**Exercise directions**
Review the listing and copy each line that holds the word "components".

**Data section**
#####
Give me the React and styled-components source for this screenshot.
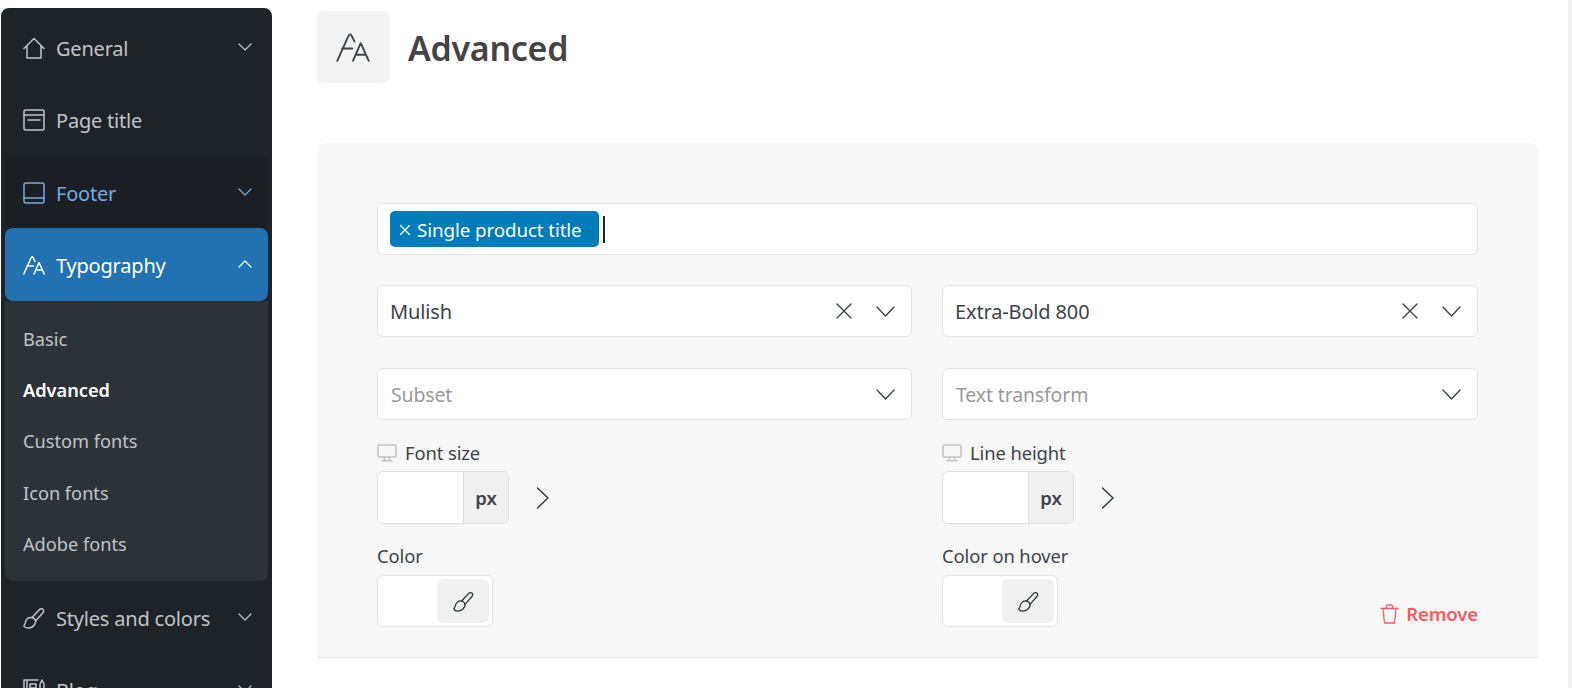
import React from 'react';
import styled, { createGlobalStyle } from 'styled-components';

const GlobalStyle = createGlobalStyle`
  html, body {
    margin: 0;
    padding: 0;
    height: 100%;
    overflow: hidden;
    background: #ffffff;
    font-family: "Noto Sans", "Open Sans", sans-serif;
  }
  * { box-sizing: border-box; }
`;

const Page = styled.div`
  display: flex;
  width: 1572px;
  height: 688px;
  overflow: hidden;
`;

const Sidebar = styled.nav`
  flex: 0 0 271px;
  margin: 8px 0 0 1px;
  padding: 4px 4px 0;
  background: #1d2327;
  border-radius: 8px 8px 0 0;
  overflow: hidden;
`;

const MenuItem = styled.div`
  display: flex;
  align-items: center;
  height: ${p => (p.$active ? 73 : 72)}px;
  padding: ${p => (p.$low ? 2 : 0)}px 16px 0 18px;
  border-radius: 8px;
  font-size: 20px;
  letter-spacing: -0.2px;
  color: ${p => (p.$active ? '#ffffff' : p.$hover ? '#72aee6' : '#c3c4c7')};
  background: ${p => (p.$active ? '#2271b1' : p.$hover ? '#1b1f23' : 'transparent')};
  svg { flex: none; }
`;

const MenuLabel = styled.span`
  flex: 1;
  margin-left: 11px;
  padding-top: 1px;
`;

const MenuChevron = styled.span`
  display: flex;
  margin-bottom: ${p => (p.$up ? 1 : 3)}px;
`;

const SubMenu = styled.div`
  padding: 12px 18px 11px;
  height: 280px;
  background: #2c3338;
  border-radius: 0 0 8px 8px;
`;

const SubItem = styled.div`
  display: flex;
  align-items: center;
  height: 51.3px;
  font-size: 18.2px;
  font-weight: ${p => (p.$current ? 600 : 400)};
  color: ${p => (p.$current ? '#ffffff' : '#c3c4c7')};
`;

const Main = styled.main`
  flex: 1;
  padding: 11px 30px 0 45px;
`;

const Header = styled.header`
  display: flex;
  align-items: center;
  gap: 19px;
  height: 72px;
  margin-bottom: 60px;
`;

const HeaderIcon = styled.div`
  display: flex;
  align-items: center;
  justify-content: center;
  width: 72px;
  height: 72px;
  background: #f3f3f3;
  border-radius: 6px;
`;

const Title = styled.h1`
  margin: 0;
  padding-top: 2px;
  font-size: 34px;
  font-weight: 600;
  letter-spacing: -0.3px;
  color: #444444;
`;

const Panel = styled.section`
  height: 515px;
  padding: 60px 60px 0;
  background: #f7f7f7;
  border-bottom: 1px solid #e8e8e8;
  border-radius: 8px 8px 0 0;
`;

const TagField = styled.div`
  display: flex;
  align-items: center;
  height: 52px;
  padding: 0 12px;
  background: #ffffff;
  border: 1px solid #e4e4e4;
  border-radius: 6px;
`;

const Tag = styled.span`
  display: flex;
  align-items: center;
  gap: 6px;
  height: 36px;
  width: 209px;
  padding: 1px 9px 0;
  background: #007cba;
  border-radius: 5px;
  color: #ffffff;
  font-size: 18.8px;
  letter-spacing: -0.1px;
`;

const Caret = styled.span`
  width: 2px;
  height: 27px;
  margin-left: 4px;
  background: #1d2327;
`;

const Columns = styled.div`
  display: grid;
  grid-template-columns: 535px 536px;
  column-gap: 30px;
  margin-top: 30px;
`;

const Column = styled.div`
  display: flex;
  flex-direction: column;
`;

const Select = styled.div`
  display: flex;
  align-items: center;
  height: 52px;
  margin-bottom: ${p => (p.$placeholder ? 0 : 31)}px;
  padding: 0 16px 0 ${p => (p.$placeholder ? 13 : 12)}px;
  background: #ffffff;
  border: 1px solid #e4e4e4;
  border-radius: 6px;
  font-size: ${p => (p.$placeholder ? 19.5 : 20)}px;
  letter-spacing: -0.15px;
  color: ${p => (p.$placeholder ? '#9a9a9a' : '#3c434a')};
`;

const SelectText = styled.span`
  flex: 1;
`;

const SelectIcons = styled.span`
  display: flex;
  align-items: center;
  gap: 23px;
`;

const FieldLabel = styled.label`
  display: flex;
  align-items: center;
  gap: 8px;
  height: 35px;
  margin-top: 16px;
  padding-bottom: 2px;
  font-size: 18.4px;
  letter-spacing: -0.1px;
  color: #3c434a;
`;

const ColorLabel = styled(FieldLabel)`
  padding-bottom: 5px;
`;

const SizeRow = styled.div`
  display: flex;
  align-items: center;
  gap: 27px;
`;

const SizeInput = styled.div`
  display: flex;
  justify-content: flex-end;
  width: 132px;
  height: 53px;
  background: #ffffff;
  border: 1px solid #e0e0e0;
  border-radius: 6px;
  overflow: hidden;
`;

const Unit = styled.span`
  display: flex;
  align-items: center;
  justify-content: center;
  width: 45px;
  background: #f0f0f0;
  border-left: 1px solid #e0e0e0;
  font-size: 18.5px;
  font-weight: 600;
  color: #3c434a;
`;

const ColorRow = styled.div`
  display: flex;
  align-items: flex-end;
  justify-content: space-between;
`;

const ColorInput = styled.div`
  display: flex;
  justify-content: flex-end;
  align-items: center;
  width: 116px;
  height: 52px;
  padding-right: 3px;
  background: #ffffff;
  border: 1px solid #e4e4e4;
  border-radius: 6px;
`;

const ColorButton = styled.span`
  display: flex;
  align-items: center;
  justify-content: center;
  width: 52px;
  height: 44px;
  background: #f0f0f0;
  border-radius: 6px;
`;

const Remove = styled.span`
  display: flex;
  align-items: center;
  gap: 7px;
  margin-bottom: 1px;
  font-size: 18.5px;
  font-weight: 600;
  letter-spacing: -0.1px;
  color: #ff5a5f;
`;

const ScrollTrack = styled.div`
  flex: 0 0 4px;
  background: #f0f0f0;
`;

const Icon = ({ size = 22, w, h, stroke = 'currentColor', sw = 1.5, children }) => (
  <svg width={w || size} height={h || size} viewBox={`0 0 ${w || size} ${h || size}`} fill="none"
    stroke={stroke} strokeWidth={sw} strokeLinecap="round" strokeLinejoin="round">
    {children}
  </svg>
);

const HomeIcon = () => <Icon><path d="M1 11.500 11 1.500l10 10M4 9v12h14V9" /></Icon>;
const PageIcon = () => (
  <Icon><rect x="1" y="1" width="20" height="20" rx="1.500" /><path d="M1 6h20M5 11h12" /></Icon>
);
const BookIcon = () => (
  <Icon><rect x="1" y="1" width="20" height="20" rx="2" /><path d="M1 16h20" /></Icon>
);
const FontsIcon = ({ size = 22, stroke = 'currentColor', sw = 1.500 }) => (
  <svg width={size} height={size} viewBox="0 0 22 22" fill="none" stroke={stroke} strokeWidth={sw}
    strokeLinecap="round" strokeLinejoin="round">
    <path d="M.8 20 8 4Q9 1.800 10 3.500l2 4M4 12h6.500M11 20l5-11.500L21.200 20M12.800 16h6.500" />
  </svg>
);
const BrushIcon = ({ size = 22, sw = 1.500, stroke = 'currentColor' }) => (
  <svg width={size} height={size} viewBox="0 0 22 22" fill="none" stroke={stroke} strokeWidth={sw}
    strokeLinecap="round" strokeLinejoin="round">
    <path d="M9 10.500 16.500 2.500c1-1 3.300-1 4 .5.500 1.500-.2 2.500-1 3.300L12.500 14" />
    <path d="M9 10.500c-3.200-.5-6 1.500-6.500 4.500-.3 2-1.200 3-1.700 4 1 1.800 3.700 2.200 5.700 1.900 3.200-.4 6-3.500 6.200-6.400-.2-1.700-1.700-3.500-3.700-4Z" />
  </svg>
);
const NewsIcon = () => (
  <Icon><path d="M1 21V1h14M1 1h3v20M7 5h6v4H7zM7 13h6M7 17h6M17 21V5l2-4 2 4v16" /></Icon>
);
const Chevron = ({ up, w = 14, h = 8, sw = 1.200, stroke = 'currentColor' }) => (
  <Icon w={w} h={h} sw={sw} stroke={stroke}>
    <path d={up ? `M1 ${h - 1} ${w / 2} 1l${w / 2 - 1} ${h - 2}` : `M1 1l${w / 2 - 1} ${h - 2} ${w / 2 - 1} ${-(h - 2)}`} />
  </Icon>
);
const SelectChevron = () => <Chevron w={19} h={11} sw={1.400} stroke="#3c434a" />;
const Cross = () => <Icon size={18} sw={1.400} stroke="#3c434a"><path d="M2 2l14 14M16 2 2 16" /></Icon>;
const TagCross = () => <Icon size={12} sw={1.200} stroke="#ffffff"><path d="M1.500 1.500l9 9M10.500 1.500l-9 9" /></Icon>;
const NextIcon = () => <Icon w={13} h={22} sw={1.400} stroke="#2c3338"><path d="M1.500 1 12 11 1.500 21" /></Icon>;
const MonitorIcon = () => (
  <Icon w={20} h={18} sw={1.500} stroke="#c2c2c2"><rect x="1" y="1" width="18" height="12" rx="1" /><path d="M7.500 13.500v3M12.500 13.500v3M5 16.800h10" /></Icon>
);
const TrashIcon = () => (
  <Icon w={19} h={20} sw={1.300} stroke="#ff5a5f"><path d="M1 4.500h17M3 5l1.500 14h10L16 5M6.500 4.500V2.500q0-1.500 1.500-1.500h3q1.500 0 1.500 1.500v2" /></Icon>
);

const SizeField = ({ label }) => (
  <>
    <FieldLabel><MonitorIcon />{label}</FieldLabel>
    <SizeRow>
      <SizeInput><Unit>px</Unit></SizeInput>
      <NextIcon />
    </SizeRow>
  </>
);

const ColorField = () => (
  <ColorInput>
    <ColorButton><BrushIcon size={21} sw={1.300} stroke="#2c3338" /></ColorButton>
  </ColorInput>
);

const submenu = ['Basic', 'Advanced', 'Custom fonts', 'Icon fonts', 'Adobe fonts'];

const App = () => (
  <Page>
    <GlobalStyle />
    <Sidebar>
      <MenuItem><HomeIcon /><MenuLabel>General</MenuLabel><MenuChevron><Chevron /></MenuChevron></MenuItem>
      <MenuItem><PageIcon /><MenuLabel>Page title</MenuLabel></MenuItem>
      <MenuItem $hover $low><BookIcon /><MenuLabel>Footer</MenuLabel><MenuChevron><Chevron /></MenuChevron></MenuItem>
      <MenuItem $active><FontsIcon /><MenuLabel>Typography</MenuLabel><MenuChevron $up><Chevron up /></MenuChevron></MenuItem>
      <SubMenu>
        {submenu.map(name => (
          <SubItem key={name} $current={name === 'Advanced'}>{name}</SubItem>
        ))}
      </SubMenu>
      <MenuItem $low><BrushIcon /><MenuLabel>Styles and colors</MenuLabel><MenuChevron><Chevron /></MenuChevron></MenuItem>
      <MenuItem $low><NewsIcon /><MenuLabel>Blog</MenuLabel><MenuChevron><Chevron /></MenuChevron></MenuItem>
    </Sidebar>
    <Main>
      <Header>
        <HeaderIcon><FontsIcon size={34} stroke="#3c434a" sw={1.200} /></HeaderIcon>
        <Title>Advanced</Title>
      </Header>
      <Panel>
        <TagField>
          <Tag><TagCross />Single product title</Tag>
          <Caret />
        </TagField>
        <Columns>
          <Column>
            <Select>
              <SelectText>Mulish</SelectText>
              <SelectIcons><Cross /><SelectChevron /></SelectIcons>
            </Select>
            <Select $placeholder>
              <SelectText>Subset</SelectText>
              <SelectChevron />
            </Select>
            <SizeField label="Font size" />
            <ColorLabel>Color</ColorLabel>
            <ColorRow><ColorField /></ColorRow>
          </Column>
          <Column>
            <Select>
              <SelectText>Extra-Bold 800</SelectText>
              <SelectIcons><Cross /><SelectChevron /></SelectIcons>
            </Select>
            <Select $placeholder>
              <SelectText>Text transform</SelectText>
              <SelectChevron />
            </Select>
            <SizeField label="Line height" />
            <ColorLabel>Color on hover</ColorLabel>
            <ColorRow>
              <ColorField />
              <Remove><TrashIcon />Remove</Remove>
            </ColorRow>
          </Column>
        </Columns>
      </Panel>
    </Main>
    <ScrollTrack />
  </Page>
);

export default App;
#####
**Response**
Give me the React and styled-components source for this screenshot.
import styled, { createGlobalStyle } from 'styled-components';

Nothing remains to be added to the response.